In 2013, in Shelby County v. Holder, a closely divided court effectively struck down the heart of the Voting Rights Act.
The new case, Evenwel v. Abbott, No. 14-940, concerns state and local voting districts. But “the logic of the decision in Evenwel will likely carry over to congressional redistricting,” said Richard L. Hasen, a law professor at the University of California, Irvine.
This would be a complete reversal of decades of precedent, and if the Court to overturns their prior rulings, it would the most unprincipled and biased ruling by the Court since Bush v.

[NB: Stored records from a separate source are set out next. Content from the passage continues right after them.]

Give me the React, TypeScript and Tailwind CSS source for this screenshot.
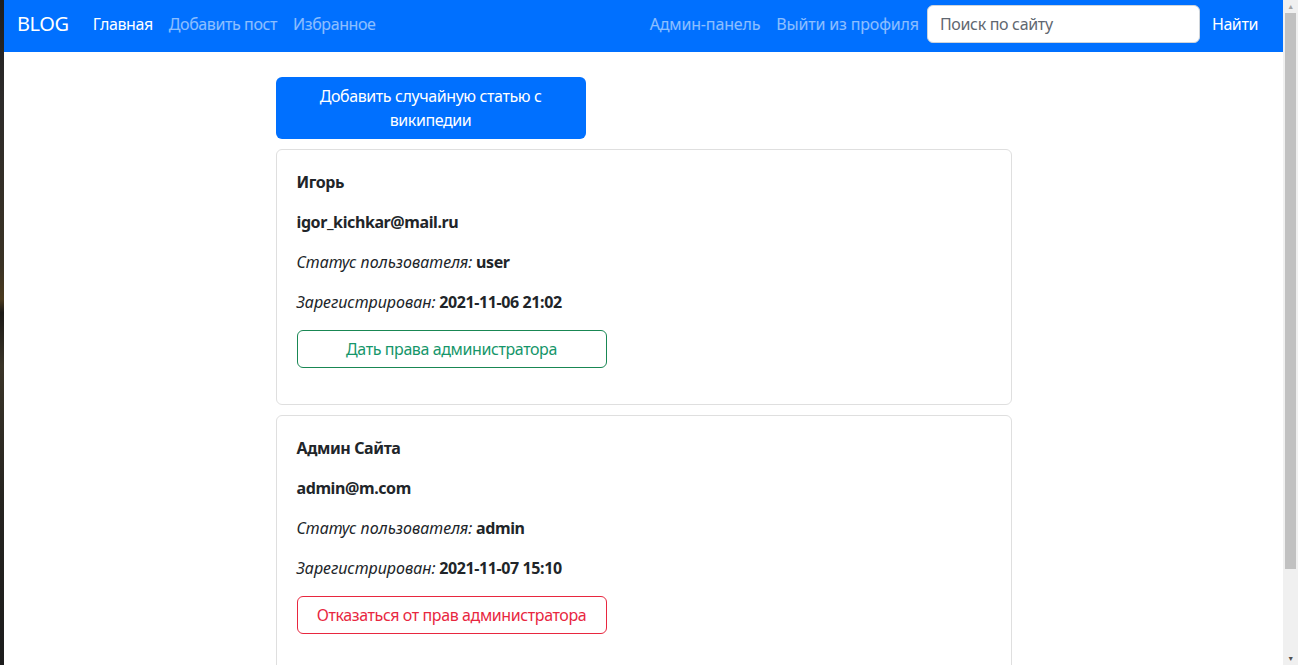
const users = [
  {
    name: "Игорь",
    email: "igor_kichkar@mail.ru",
    status: "user",
    registered: "2021-11-06 21:02",
    isAdmin: false,
  },
  {
    name: "Админ Сайта",
    email: "admin@m.com",
    status: "admin",
    registered: "2021-11-07 15:10",
    isAdmin: true,
  },
];

function Navbar() {
  return (
    <nav className="h-[52px] bg-[#0070ff] flex items-center pl-[13px] pr-[13px] pb-[4px] text-base leading-6">
      <span className="text-xl text-white mr-4">BLOG</span>
      <a className="px-2 text-white">Главная</a>
      <a className="px-2 text-white/55">Добавить пост</a>
      <a className="px-2 text-white/55">Избранное</a>
      <div className="ml-auto flex items-center">
        <a className="px-2 text-white/55 tracking-[-0.01em]">Админ-панель</a>
        <a className="px-2 text-white/55 tracking-[-0.01em]">Выйти из профиля</a>
        <input
          className="w-[273px] h-[38px] bg-white rounded-md border border-[#ced4da] px-3 text-[#212529] placeholder:text-[#5f6770] outline-none tracking-[-0.02em]"
          placeholder="Поиск по сайту"
        />
        <button className="px-3 text-white">Найти</button>
      </div>
    </nav>
  );
}

function UserCard({ u }: { u: (typeof users)[number] }) {
  return (
    <div className="border border-[#dfdfdf] rounded-md p-5 mb-[10px]">
      <p className="font-bold mb-4">{u.name}</p>
      <p className="font-bold mb-4">{u.email}</p>
      <p className="mb-4">
        <em className="tracking-normal">Статус пользователя:</em> <b>{u.status}</b>
      </p>
      <p className="mb-4">
        <em className="tracking-normal">Зарегистрирован:</em> <b>{u.registered}</b>
      </p>
      {u.isAdmin ? (
        <button className="w-[310px] h-[38px] border border-[#e8273f] text-[#e8273f] rounded-md mb-4">
          Отказаться от прав администратора
        </button>
      ) : (
        <button className="w-[310px] h-[38px] border border-[#198754] text-[#15966a] rounded-md mb-4">
          Дать права администратора
        </button>
      )}
    </div>
  );
}

export default function App() {
  return (
    <div
      className="flex h-[665px] overflow-hidden text-[#212529] text-base leading-6 tracking-[-0.025em]"
      style={{ fontFamily: '"Noto Sans", "Open Sans", sans-serif' }}
    >
      {/* desktop peeking through on the left */}
      <div className="w-1 shrink-0 bg-[linear-gradient(to_bottom,#1e1e1e_0%,#2d2b2a_15%,#3a3224_40%,#4a3a1e_45%,#1c1a17_47%,#3a3428_55%,#262420_75%,#1c1c1c_100%)]" />

      <div className="flex-1 bg-white">
        <Navbar />
        <main className="w-[736px] mx-auto pt-[25px]">
          <button className="w-[310px] h-[62px] bg-[#0070ff] text-white rounded-md px-3 py-1.5 mb-[10px] leading-6">
            Добавить случайную статью с
            <br />
            википедии
          </button>
          {users.map((u) => (
            <UserCard key={u.email} u={u} />
          ))}
        </main>
      </div>

      {/* scrollbar */}
      <div className="w-[15px] shrink-0 bg-[#f0f0f0] flex flex-col items-center">
        <div className="h-[13px] flex items-center justify-center text-[#a3a3a3] text-[7px] leading-none">▲</div>
        <div className="w-[11px] h-[556px] bg-[#c1c1c1]" />
        <div className="flex-1" />
        <div className="h-[13px] flex items-center justify-center text-[#505050] text-[7px] leading-none">▼</div>
      </div>
    </div>
  );
}
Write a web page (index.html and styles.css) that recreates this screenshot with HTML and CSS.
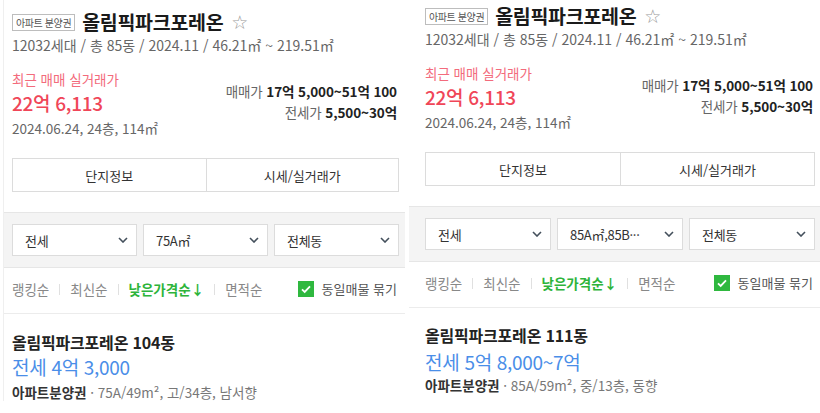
FILE: index.html
```
<!DOCTYPE html>
<html lang="ko">
<head>
<meta charset="utf-8">
<title>올림픽파크포레온</title>
<link rel="stylesheet" href="styles.css">
</head>
<body>
<div class="page">
  <section class="panel panel-a">
    <div class="head">
      <div class="title-row">
        <span class="badge">아파트 분양권</span>
        <h1 class="name">올림픽파크포레온</h1>
        <span class="star">☆</span>
      </div>
      <p class="meta">12032세대 / 총 85동 / 2024.11 / 46.21㎡ ~ 219.51㎡</p>
      <div class="price-block">
        <div class="recent">
          <p class="label">최근 매매 실거래가</p>
          <p class="price">22억 6,113</p>
          <p class="date">2024.06.24, 24층, 114㎡</p>
        </div>
        <div class="ranges">
          <p class="range">매매가 <b>17억 5,000~51억 100</b></p>
          <p class="range">전세가 <b>5,500~30억</b></p>
        </div>
      </div>
      <div class="tabs">
        <span class="tab">단지정보</span>
        <span class="tab">시세/실거래가</span>
      </div>
    </div>
    <div class="filters">
      <div class="select"><span>전세</span><svg class="chev" viewBox="0 0 10 6"><path d="M1 1l4 4 4-4"/></svg></div>
      <div class="select"><span>75A㎡</span><svg class="chev" viewBox="0 0 10 6"><path d="M1 1l4 4 4-4"/></svg></div>
      <div class="select"><span>전체동</span><svg class="chev" viewBox="0 0 10 6"><path d="M1 1l4 4 4-4"/></svg></div>
    </div>
    <div class="sort">
      <span class="opt">랭킹순</span><i class="sep"></i>
      <span class="opt">최신순</span><i class="sep"></i>
      <span class="opt on">낮은가격순↓</span><i class="sep"></i>
      <span class="opt">면적순</span>
      <span class="group"><span class="check"><svg viewBox="0 0 16 16"><path d="M4 8.3l2.7 2.6L12 5.4"/></svg></span>동일매물 묶기</span>
    </div>
    <div class="item">
      <p class="item-title">올림픽파크포레온 104동</p>
      <p class="item-price">전세 4억 3,000</p>
      <p class="item-info"><b>아파트분양권</b> · 75A/49m², 고/34층, 남서향</p>
    </div>
  </section>

  <section class="panel panel-b">
    <div class="head">
      <div class="title-row">
        <span class="badge">아파트 분양권</span>
        <h1 class="name">올림픽파크포레온</h1>
        <span class="star">☆</span>
      </div>
      <p class="meta">12032세대 / 총 85동 / 2024.11 / 46.21㎡ ~ 219.51㎡</p>
      <div class="price-block">
        <div class="recent">
          <p class="label">최근 매매 실거래가</p>
          <p class="price">22억 6,113</p>
          <p class="date">2024.06.24, 24층, 114㎡</p>
        </div>
        <div class="ranges">
          <p class="range">매매가 <b>17억 5,000~51억 100</b></p>
          <p class="range">전세가 <b>5,500~30억</b></p>
        </div>
      </div>
      <div class="tabs">
        <span class="tab">단지정보</span>
        <span class="tab">시세/실거래가</span>
      </div>
    </div>
    <div class="filters">
      <div class="select"><span>전세</span><svg class="chev" viewBox="0 0 10 6"><path d="M1 1l4 4 4-4"/></svg></div>
      <div class="select"><span>85A㎡,85B···</span><svg class="chev" viewBox="0 0 10 6"><path d="M1 1l4 4 4-4"/></svg></div>
      <div class="select"><span>전체동</span><svg class="chev" viewBox="0 0 10 6"><path d="M1 1l4 4 4-4"/></svg></div>
    </div>
    <div class="sort">
      <span class="opt">랭킹순</span><i class="sep"></i>
      <span class="opt">최신순</span><i class="sep"></i>
      <span class="opt on">낮은가격순↓</span><i class="sep"></i>
      <span class="opt">면적순</span>
      <span class="group"><span class="check"><svg viewBox="0 0 16 16"><path d="M4 8.3l2.7 2.6L12 5.4"/></svg></span>동일매물 묶기</span>
    </div>
    <div class="item">
      <p class="item-title">올림픽파크포레온 111동</p>
      <p class="item-price">전세 5억 8,000~7억</p>
      <p class="item-info"><b>아파트분양권</b> · 85A/59m², 중/13층, 동향</p>
    </div>
  </section>
</div>
</body>
</html>
```

FILE: styles.css
```
* { box-sizing: border-box; }
html, body { margin: 0; padding: 0; background: #fff; }
body {
  font-family: "Noto Sans CJK KR", "Noto Sans", sans-serif;
  color: #333;
  width: 820px;
  height: 413px;
  overflow: hidden;
}
p, h1 { margin: 0; }

.page {
  display: flex;
  gap: 4px;
  padding-left: 3px;
}

.panel { flex: none; }
.panel-a {
  width: 402px;
  border-left: 1px solid #efefef;
}
.panel-b { width: 411px; }

.head { padding: 12px 6px 20px 8px; }
.panel-b .head { padding: 6px 5px 20px 16px; }

.title-row {
  display: flex;
  align-items: center;
  height: 20px;
}
.badge {
  font-size: 10px;
  line-height: 15px;
  height: 17px;
  padding: 0 3px;
  border: 1px solid #bdbdbd;
  color: #555;
  letter-spacing: -0.4px;
}
.name {
  font-size: 19.5px;
  font-weight: 700;
  color: #1a1a1a;
  line-height: 22px;
  margin-left: 7px;
  letter-spacing: -0.3px;
}
.star {
  font-size: 19px;
  color: #999;
  margin-left: 8px;
  line-height: 20px;
  font-family: "DejaVu Sans", sans-serif;
}

.meta {
  margin-top: 4px;
  font-size: 14px;
  line-height: 19px;
  color: #666;
}

.price-block {
  margin-top: 14px;
  display: flex;
  justify-content: space-between;
}
.label {
  font-size: 13.5px;
  line-height: 20px;
  color: #f36b7c;
}
.price {
  margin-top: 2px;
  font-size: 19px;
  line-height: 24px;
  font-weight: 500;
  color: #f04658;
  letter-spacing: -0.3px;
}
.date {
  margin-top: 4px;
  font-size: 13.5px;
  line-height: 18px;
  color: #666;
}
.ranges {
  padding-top: 12px;
  text-align: right;
  padding-right: 2px;
}
.range {
  font-size: 13.5px;
  line-height: 20px;
  color: #666;
  letter-spacing: -0.1px;
}
.range + .range { margin-top: 1px; }
.range b { color: #222; font-weight: 700; }

.tabs {
  margin-top: 21px;
  display: grid;
  grid-template-columns: 1fr 1fr;
  height: 34px;
  border: 1px solid #dcdcdc;
}
.tab {
  display: flex;
  align-items: center;
  justify-content: center;
  font-size: 13px;
  color: #333;
}
.tab + .tab { border-left: 1px solid #dcdcdc; }

.filters {
  background: #f4f4f4;
  border-top: 1px solid #e6e6e6;
  border-bottom: 1px solid #e6e6e6;
  padding: 11px 6px 11px 8px;
  display: grid;
  grid-template-columns: repeat(3, 1fr);
  gap: 6px;
}
.panel-b .filters { padding: 11px 5px 11px 16px; }
.select {
  height: 32px;
  background: #fff;
  border: 1px solid #dcdcdc;
  display: flex;
  align-items: center;
  justify-content: space-between;
  padding: 0 8px 0 12px;
  font-size: 13px;
  color: #333;
  letter-spacing: -0.3px;
}
.chev {
  width: 10px;
  height: 6px;
  fill: none;
  stroke: #44505c;
  stroke-width: 1.6;
}

.sort {
  display: flex;
  align-items: center;
  padding: 11px 6px 14px 8px;
  border-bottom: 1px solid #ececec;
  font-size: 13.5px;
  line-height: 20px;
  color: #888;
}
.panel-b .sort { padding: 11px 5px 14px 16px; }
.sep {
  width: 1px;
  height: 11px;
  background: #e0e0e0;
  margin: 0 10px;
}
.opt.on { color: #2db43a; font-weight: 700; }
.group {
  margin-left: auto;
  display: flex;
  align-items: center;
  color: #555;
  font-size: 13px;
  padding-right: 2px;
}
.check {
  width: 16px;
  height: 16px;
  background: #2fb83f;
  margin-right: 8px;
  display: flex;
}
.check svg {
  width: 16px;
  height: 16px;
  fill: none;
  stroke: #fff;
  stroke-width: 1.8;
}

.item { padding: 18px 6px 0 8px; }
.panel-b .item { padding: 17px 5px 0 16px; }
.item-title {
  font-size: 16px;
  line-height: 20px;
  font-weight: 700;
  color: #222;
  letter-spacing: -0.2px;
}
.item-price {
  margin-top: 3px;
  font-size: 19px;
  line-height: 24px;
  color: #4a8ee8;
  letter-spacing: -0.3px;
}
.panel-b .item-price { margin-top: 5px; }
.item-info {
  margin-top: 4px;
  font-size: 13.5px;
  line-height: 18px;
  color: #777;
}
.panel-b .item-info { margin-top: 2px; }
.item-info b { color: #333; font-weight: 700; }
```
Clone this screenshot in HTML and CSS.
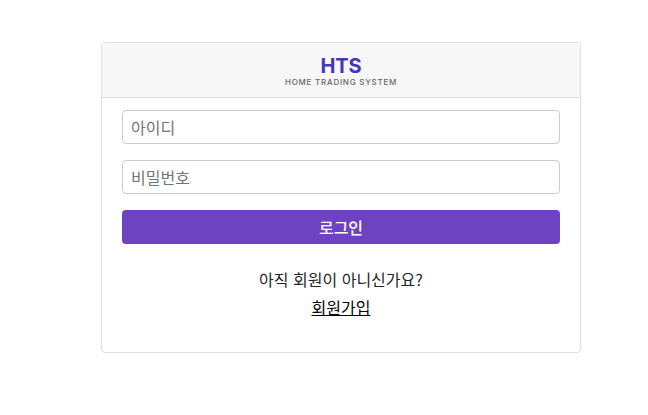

Gore in 2000.
Note also that by putting impediments to registration between citizens, in Wisconsin, photo ID sites avoid urban areas for example, it possible for evil people to further skew redistricting.
Of course, for "jurists" like Scalia and Alito, this is a feature, not a bug.
The effect of this bill might be less than anticipated though: There were 2,266,800 adults in detention in 2011, and 70,792 juveniles incarcerated in 2010*, and particularly for the prison population these are overwhelmingly held in rural areas.
These inmates are counted as residents of the district in which they are held, and as such, they give a big bump to rural representation.
If these people are not counted for the purposes of redistricting, this would move what would likely be over a million people out of rural districts.